A new year brings resolutions. Time to be smarter, stronger, healthier. Clear your body of toxins, get strong in your core. Yoga may seem no different when a class comes up titled: “ABC of Abdominal Integration, Alignment and Support”, held Saturday, Feb. 16, in Los Angeles.

But this is at the Iyengar Yoga Institute, where the body is the laboratory for exploration; it’s the background, not the endpoint, of the investigation. And this is Los Angeles teacher Lisa Walford, whose home page on her Web site is pure philosophical pondering, and who holds Iyengar certification at the senior intermediate 1 level.

Take time to unlearn

This “ab” workshop started in an astonishing fashion, with supported poses on the floor.

Lisa gave a heart-touching chant of Yoga Sutra 3.1: “Desa bandhah cittasya dharana”. She invited us to engage in dharana, to fix our concentration on the nabi chakra, that we might come to know Sutra 3.30. This sutra advises that in becoming absorbed in concentration on the chakra at the navel, we might come “to know the disposition of the human body”. (Translation, B.K.S. Iyengar.)
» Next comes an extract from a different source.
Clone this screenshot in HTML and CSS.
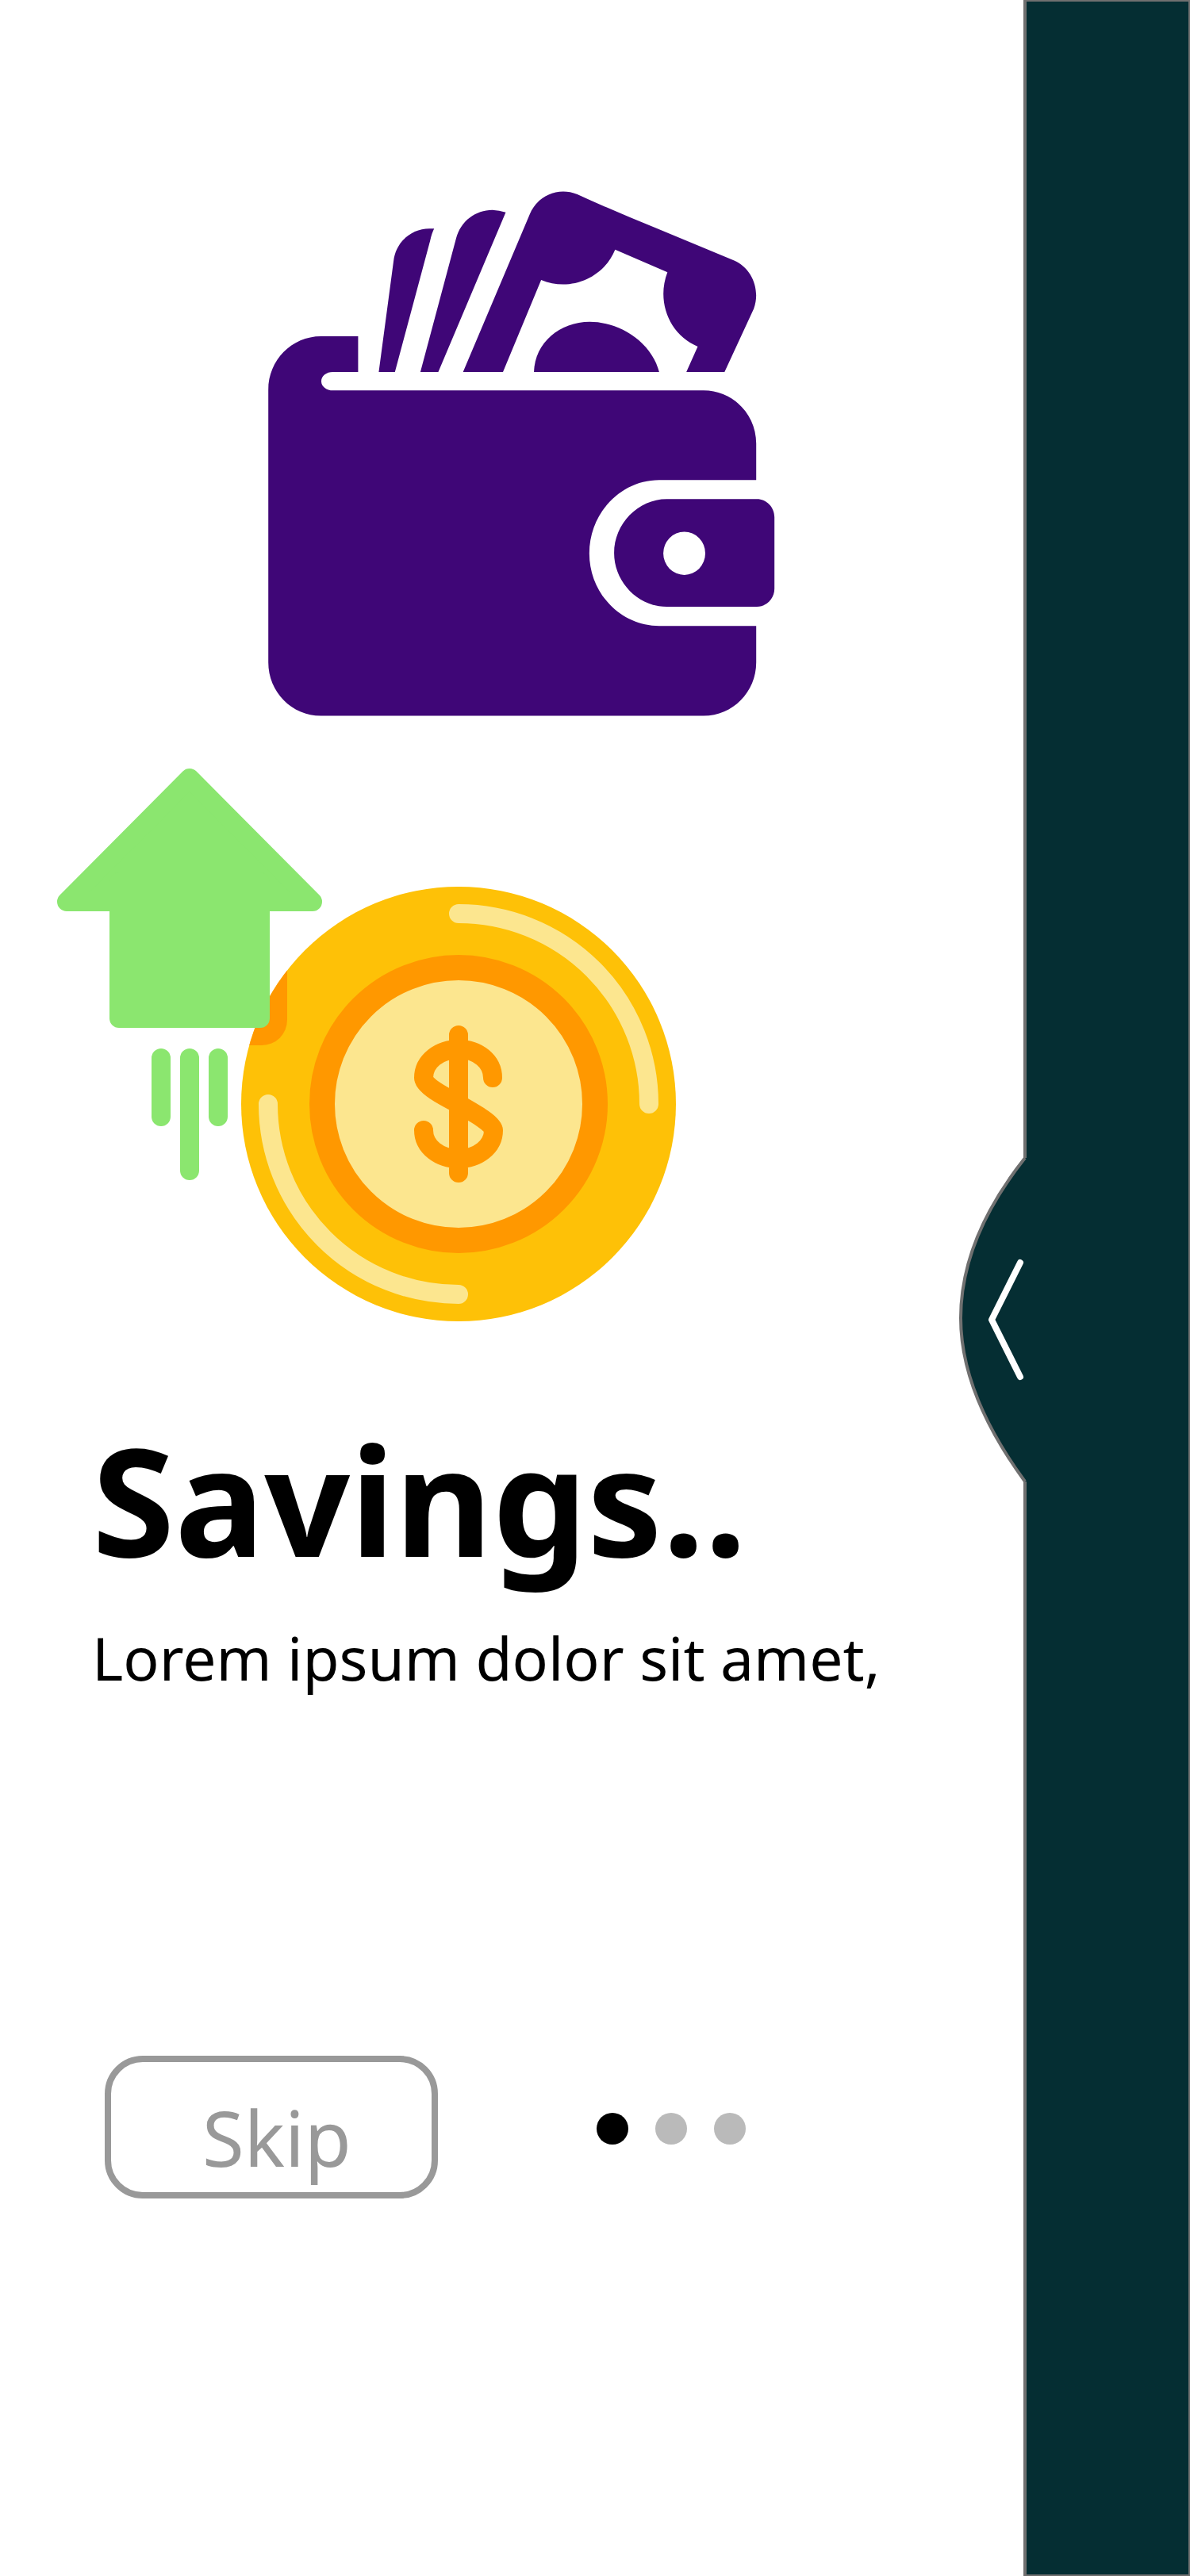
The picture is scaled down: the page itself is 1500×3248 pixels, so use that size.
FILE: index.html
```html
<!DOCTYPE html>
<html lang="en">
<head>
<meta charset="utf-8">
<meta name="viewport" content="width=device-width, initial-scale=1">
<title>Savings</title>
<link rel="stylesheet" href="styles.css">
</head>
<body>
<div class="screen">
  <main class="slide">
    <svg class="wallet" viewBox="18 20 640 664" aria-hidden="true">
      <g transform="scale(.4337 .4464)" fill="#3f0677">
        <path d="M303 457H195C110 457 42 525 42 608V1378C42 1461 110 1529 195 1529H1307C1392 1529 1460 1461 1460 1378V1275H1178C1066 1275 975 1183 975 1070S1066 863 1178 863H1460V760C1460 677 1392 610 1307 610H230C211 610 196 599 196 584S211 558 230 558H303Z"/>
        <path fill-rule="evenodd" d="M1200 917H1462C1490 917 1513 940 1513 968V1170C1513 1198 1490 1221 1462 1221H1200C1116 1221 1047 1150 1047 1069S1116 917 1200 917ZM1251 1009A61 61 0 1 0 1251 1131A61 61 0 1 0 1251 1009Z"/>
        <path d="M363 558L406 245C412 191 458 153 510 153H524Q517 166 512 188L410 558Z"/>
        <path d="M484 558L588 180C601 131 645 100 693 100Q713 101 732 107L536 558Z"/>
        <path d="M608 558L802 112C822 64 880 33 940 56Q1050 105 1170 152L1396 243C1448 265 1473 326 1453 379L1368 558H1257L1290 486C1208 453 1169 360 1202 276L1050 212C1016 293 920 332 835 298L724 558Z"/>
        <path d="M814 558C816 475 890 416 976 416C1066 416 1156 475 1178 558Z"/>
      </g>
    </svg>

    <svg class="growth" viewBox="22 18 782 700" aria-hidden="true">
      <defs><clipPath id="coin"><circle cx="528" cy="442" r="274"/></clipPath></defs>
      <circle cx="528" cy="442" r="274" fill="#fec107"/>
      <rect x="66" y="160" width="246" height="208" rx="32" fill="#ff9800" clip-path="url(#coin)"/>
      <circle cx="528" cy="442" r="172" fill="#fce68f" stroke="#ff9800" stroke-width="32"/>
      <g fill="none" stroke-width="24" stroke-linecap="round">
        <path stroke="#fce68f" d="M528 202A240 240 0 0 1 768 442M288 442A240 240 0 0 0 528 682"/>
        <path stroke="#ff9800" d="M528 355V529M571 409C571 388 552 373 528 373S484 388 484 409C484 419 509 432 528 442C549 454 572 467 572 475C572 496 552 511 528 511S484 496 484 475"/>
      </g>
      <g fill="#8be66f">
        <path d="M189 31L34 187H344Z" stroke="#8be66f" stroke-width="24" stroke-linejoin="round"/>
        <rect x="88" y="150" width="202" height="196" rx="12"/>
        <rect x="141" y="372" width="24" height="98" rx="12"/>
        <rect x="177" y="372" width="24" height="166" rx="12"/>
        <rect x="213" y="372" width="24" height="98" rx="12"/>
      </g>
    </svg>

    <div class="copy">
      <h1 class="title">Savings..</h1>
      <p class="text">Lorem ipsum dolor sit amet,</p>
    </div>

    <div class="actions">
      <button class="skip" type="button">Skip</button>
      <div class="dots" role="img" aria-label="Page 1 of 3">
        <span class="dot dot-active"></span>
        <span class="dot"></span>
        <span class="dot"></span>
      </div>
    </div>
  </main>

  <aside class="drawer">
    <button class="handle" type="button" aria-label="Next">
      <svg viewBox="0 0 88 412" aria-hidden="true">
        <path fill="#052e33" d="M88 2H84C30 70 3 137 3 204S32 339 84 410H88Z"/>
        <path fill="none" stroke="#707070" stroke-width="4" d="M84 2C30 70 3 137 3 204S32 339 84 410"/>
        <path fill="none" stroke="#fff" stroke-width="8" stroke-linecap="round" stroke-linejoin="round" d="M78 134L42 206L78 278"/>
      </svg>
    </button>
  </aside>
</div>
</body>
</html>
```
FILE: styles.css
```css
* {
  box-sizing: border-box;
}

body {
  margin: 0;
  background: #fff;
  color: #000;
  font-family: "Noto Sans", "Open Sans", sans-serif;
}

.screen {
  display: flex;
  min-height: 100vh;
}

.slide {
  flex: 1;
  min-width: 0;
  padding: 240px 72px;
}

.wallet {
  display: block;
  width: 640px;
  height: 664px;
  margin: 0 0 64px 266px;
}

.growth {
  display: block;
  width: 782px;
  height: 700px;
}

.copy {
  padding: 90px 0 0 44px;
}

.title {
  margin: 0;
  font-size: 189px;
  line-height: 264px;
  font-weight: 700;
}

.text {
  margin: 0;
  font-size: 75px;
  line-height: 136px;
}

.actions {
  display: flex;
  align-items: center;
  gap: 200px;
  margin-top: 434px;
  padding-left: 60px;
}

.skip {
  width: 420px;
  height: 180px;
  padding: 26px 0 0 14px;
  border: 8px solid #999;
  border-radius: 48px;
  background: #fff;
  color: #999;
  font: inherit;
  font-size: 96px;
  line-height: 132px;
}

.dots {
  display: flex;
  gap: 34px;
  padding-top: 4px;
}

.dot {
  width: 40px;
  height: 40px;
  border-radius: 50%;
  background: #bababa;
}

.dot-active {
  background: #000;
}

.drawer {
  position: relative;
  width: 14%;
  border: 2px solid #707070;
  border-left-width: 4px;
  background: #052e33;
}

.handle {
  position: absolute;
  top: calc(45% - 4px);
  left: -86px;
  padding: 0;
  border: 0;
  background: none;
}

.handle svg {
  display: block;
  width: 88px;
  height: 412px;
}
```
She asked us to engage in a foundational yogic practice. She asked us to pay attention, to direct our awareness and breath around the dimensions of the abdomen.

“To experience something potentially radically different take some unlearning,” she explained later in an e-mail.
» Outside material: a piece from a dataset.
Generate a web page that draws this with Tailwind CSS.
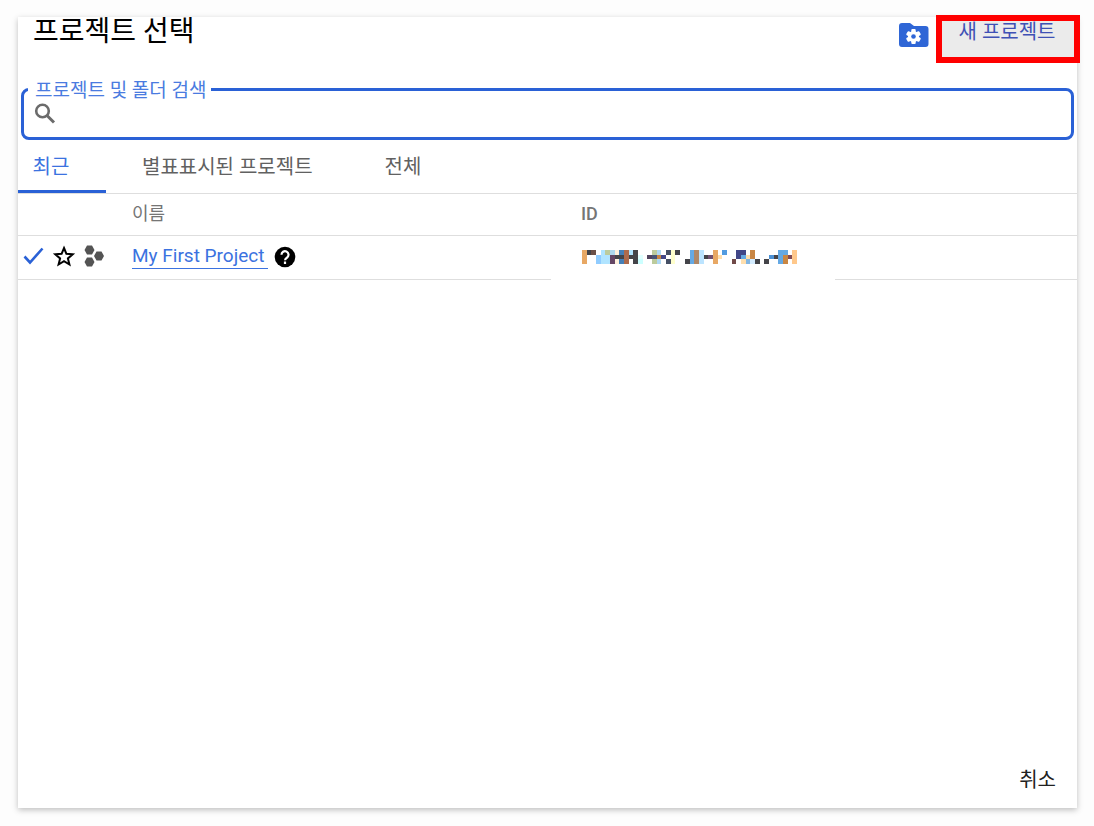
<!DOCTYPE html>
<html lang="ko">
<head>
<meta charset="utf-8">
<meta name="viewport" content="width=device-width, initial-scale=1">
<title>프로젝트 선택</title>
<script src="https://cdn.jsdelivr.net/npm/@tailwindcss/browser@4"></script>
</head>
<body class="flex min-h-screen flex-col bg-[#fdfdfd] pr-[17px] pl-[18px] pt-[17px] pb-[18px] font-[Roboto,'Noto_Sans_CJK_KR',sans-serif] text-black">
<main class="flex grow flex-col bg-white shadow-[0_2px_6px_rgba(0,0,0,0.25)]">
  <header class="flex h-[68px] items-start pr-[3px] pl-1">
    <h1 class="ml-[11px] text-[28px] leading-[30px]">프로젝트 선택</h1>
    <button type="button" aria-label="폴더 설정" class="mt-1 ml-auto">
      <svg class="h-7 w-[30px]" viewBox="0 0 30 28">
        <path fill="#2f66d6" d="M3 2h8l4 3h11.500q3 0 3 3v15q0 3-3 3H3q-3 0-3-3V5q0-3 3-3z"/>
        <g fill="#fff" transform="translate(14.500 15.500)">
          <circle r="5.500"/>
          <rect x="-2.200" y="-7.500" width="4.400" height="15" rx="1"/>
          <rect x="-2.200" y="-7.500" width="4.400" height="15" rx="1" transform="rotate(60)"/>
          <rect x="-2.200" y="-7.500" width="4.400" height="15" rx="1" transform="rotate(120)"/>
        </g>
        <circle cx="14.500" cy="15.500" r="2.300" fill="#2f66d6"/>
      </svg>
    </button>
    <button type="button" class="relative mt-1 ml-[13px] flex h-9 w-[132px] items-start justify-center bg-[#ebebeb] pr-[2px] text-xl leading-[22px] text-[#3f51b5]">새 프로젝트<span class="absolute -inset-[6px] border-[6px] border-[#ff0000]"></span></button>
  </header>

  <fieldset class="mx-[3px] -mt-2 rounded-lg border-[3px] border-[#2a61d6] pb-[10px]">
    <legend class="ml-1 px-[7px] pr-[5px] text-[19px] leading-5 text-[#4a7be0]"><label for="search" class="block pt-1 leading-5">프로젝트 및 폴더 검색</label></legend>
    <div class="flex h-[26px] items-center pl-[10px]">
      <svg class="h-6 w-6 shrink-0" viewBox="0 0 24 24" fill="none" stroke="#6b6b6b">
        <circle cx="8.500" cy="9" r="6.300" stroke-width="2.600"/>
        <path d="M13 13.500l7 7" stroke-width="3"/>
      </svg>
      <input id="search" type="text" class="h-6 min-w-0 grow bg-transparent px-2 text-lg outline-none">
    </div>
  </fieldset>

  <nav class="flex h-[54px] border-b border-[#dedede] text-xl text-[#616161]">
    <button type="button" class="w-[88px] border-b-[3px] border-[#2a61d6] pt-1 pr-[22px] text-[#3b72e0]">최근</button>
    <button type="button" class="ml-9 pt-1 pb-[3px]">별표표시된 프로젝트</button>
    <button type="button" class="ml-[72px] pt-1 pb-[3px]">전체</button>
  </nav>

  <table class="w-full table-fixed border-separate border-spacing-0 text-left text-lg">
    <colgroup><col class="w-[114px]"><col class="w-[419px]"><col class="w-[284px]"><col></colgroup>
    <thead class="text-[#757575]">
      <tr class="h-[42px]">
        <td class="border-b border-[#dedede]"></td>
        <th class="border-b border-[#dedede] pb-[2px] font-normal">이름</th>
        <th class="border-b border-[#dedede] pb-[2px] pl-[30px] font-medium">ID</th>
        <td class="border-b border-[#dedede]"></td>
      </tr>
    </thead>
    <tbody>
      <tr class="h-11">
        <td class="border-b border-[#dedede] pb-1">
          <div class="flex items-center pl-1">
            <svg class="h-6 w-6" viewBox="0 0 24 24" fill="none" stroke="#2a61d6" stroke-width="2.600"><path d="M2.500 12.500l5.500 6L20.500 4.500"/></svg>
            <button type="button" aria-label="별표표시" class="ml-[6px]">
              <svg class="h-6 w-6" viewBox="0 0 24 24" fill="none" stroke="#000" stroke-width="2"><path d="M12 4l2.400 5.800 6.300.500-4.800 4.100 1.500 6.100L12 17.200l-5.400 3.300 1.500-6.100-4.800-4.100 6.300-.500z"/></svg>
            </button>
            <svg class="ml-[6px] h-6 w-6" viewBox="0 0 24 24" fill="#545454"><path d="M5 1.500h5L12.500 6 10 10.500H5L2.500 6zM5 13.500h5l2.500 4.500-2.500 4.500H5L2.500 18zM14.500 7.500h5L22 12l-2.500 4.500h-5L12 12z"/></svg>
          </div>
        </td>
        <td class="border-b border-[#dedede]">
          <div class="flex items-center gap-[6px] pb-[2px]">
            <a href="#" class="border-b border-[#3b72e0] pr-1 text-[19px] leading-6 text-[#3b72e0]">My First Project</a>
            <svg class="h-[22px] w-[22px]" viewBox="0 0 22 22"><circle cx="11" cy="11" r="10.300"/><path d="M7.500 8.700a3.500 3.500 0 1 1 5.800 2.600c-1.300 1.100-2.200 1.500-2.200 3M11 15.500v2.400" fill="none" stroke="#fff" stroke-width="2.200"/></svg>
          </div>
        </td>
        <td class="pb-[3px] pl-[31px]"><svg id="masked-id" role="img" aria-label="숨겨진 ID" class="h-[14px] w-[215px]" viewBox="0 0 46 3" preserveAspectRatio="none" shape-rendering="crispEdges"></svg></td>
        <td class="border-b border-[#dedede]"></td>
      </tr>
    </tbody>
  </table>

  <footer class="mt-auto flex justify-end pr-[21px] pb-3">
    <button type="button" class="text-xl leading-8 text-[#212121]">취소</button>
  </footer>
</main>
<script>
  // Mosaic cells: [column, top, middle, bottom]
  const O = '#e8a864', K = '#444449', B = '#65a9e4', L = '#b0e4ff', G = '#bccb9c', P = '#654665',
        R = '#ae6a4b', C = '#ffdfae', N = '#414687', Y = '#ffffcc', S = '#4680b8', M = '#804b55', D = '#c98643';
  const cells = [
    [0,O,O,O],[1,K,0,0],[2,'#6b5048',0,0],[3,0,'#90ccff','#90ccff'],[4,L,L,L],[5,G,L,L],[6,'#aed8ee',P,P],
    [7,'#fff0dc',K,'#fff0dc'],[8,S,K,S],[9,R,R,R],[10,L,K,0],[11,K,K,K],[12,0,'#e0ffff','#ccffff'],
    [14,0,'#51455e',0],[15,G,'#465477',G],[16,'#aed8f4',D,'#aed8f4'],[17,0,N,0],[18,'#465065',0,'#465065'],[19,Y,Y,Y],[20,K,0,0],
    [22,0,0,K],[23,B,B,B],[24,'#b08867','#b08867','#b08867'],[25,'#bce4ff','#bce4ff','#bce4ff'],[26,0,K,0],[27,0,'#705070',0],
    [28,O,O,O],[29,0,C,0],[30,'#529be0',0,0],[32,0,0,'#704a48'],[33,N,N,0],[34,N,B,C],[35,0,C,'#82b5e1'],
    [36,D,D,'#d4ecff'],[37,0,0,K],[39,0,0,K],[40,0,'#4b91d5',0],[41,0,K,0],[42,B,B,B],[43,B,D,D],[44,0,M,0],
    [45,'#ffc88b','#ffc88b','#ffc88b']
  ];
  const svg = document.getElementById('masked-id');
  for (const [x, ...rows] of cells) rows.forEach((fill, y) => {
    if (!fill) return;
    const r = document.createElementNS('http://www.w3.org/2000/svg', 'rect');
    for (const [k, v] of Object.entries({ x, y, width: 1, height: 1, fill })) r.setAttribute(k, v);
    svg.append(r);
  });
</script>
</body>
</html>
“To sequence an entire class with the quiet inward turning asanas in the beginning to invite a new awareness and progress from there is new,” she wrote.

Using the brain between ears, we explored what has been called the “second brain”, the intestinal tract, which has the same capacity to generate neurotransmitters as the brain above our shoulders.

Flushing out fear

After engaging in dharana for some 45 minutes, we turned to somewhat more active poses, most married to a form of breath work, what she called flushing breaths, when we emptied the lungs as fully as possible with an exhale, separated by some normal breaths. Then we engaged in subtle abdominal actions at the end of the flushing exhales, during the period she called “the no-breath”. Only one pose, ardha navasana – half boat, could be considered “core” work.

The work was exhausting. Through the rest of the day and evening, I attributed it to the hours of deep concentration.

Two days later, in my home practice, I realized something much deeper had occurred, another kind of toxin cleansing. In paying attention so well to the nabi chakra, I had indeed learned something about the disposition of the body. I had acquired knowledge, our greatest weapon against fear.

I brought all my awareness to the navel as I lifted up into urdhva dhanurasana, and the fear that had haunted me for years in the pose simply didn’t exist. As I came up, lightly, with little effort, my arms straightened underneath me.

For a moment I was cleansed of the toxin of fear and had the guts just to be in my pose.